Keefer told me he "wanted to make paintings really fast. I wanted them to be really simple." They are finger paintings—one color for each hand.

"Both sides are painted at the same time. I put stretches of color on each side and work towards the edges," Keefer said. He said they are "very satisfying objects to make." He doesn't have to think about the composition—he can just be in tune with the energy of it. One of the series was mounted on the wall near the entrance. Painted in opposing and complementary red and black, it had a vibrant energy with swirling trails of color.

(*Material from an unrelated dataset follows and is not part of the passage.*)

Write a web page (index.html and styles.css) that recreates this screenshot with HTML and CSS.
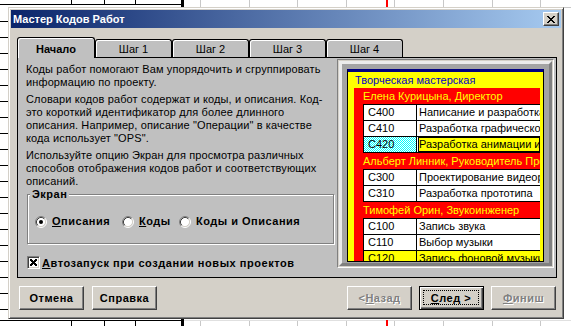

Keefer continues to work on large paintings based on photographs and laid out on the basis of the classic grid system and has also been doing a lot of drawings. One complete work—or almost complete, Keefer isn't sure—depicts his late German Shepherd Casey standing in shallow water. Like most of Keefer's paintings, the application of paint is raw, unfussy. He uses brushes, yes, but also his fingers, the former business end of a spatula and his forehead. (He acknowledged that the latter painting instrument wasn't particularly effective.)


"It's best for me to do a couple of different things in close temporal proximity to each other," Keefer said.

•••

Over at West Cove Gallery, I spoke with sculptor Jonathan Waters. We talked about one of his sculptures, a large, free-standing work in the middle of his big studio gallery that is part of his "Portal" series. As waters originally built it, wide boards painted black framed a large, open space. The addition of two thin verticals added a powerful dynamic. There was now a visual flow occurring within the frame and the open (positive) space became a type of S-shape.


"What happens is that you get pieces that are generative for a lot of other work," Waters said. "You open up and go, 'Oh, here we go again,' and this one is in that category."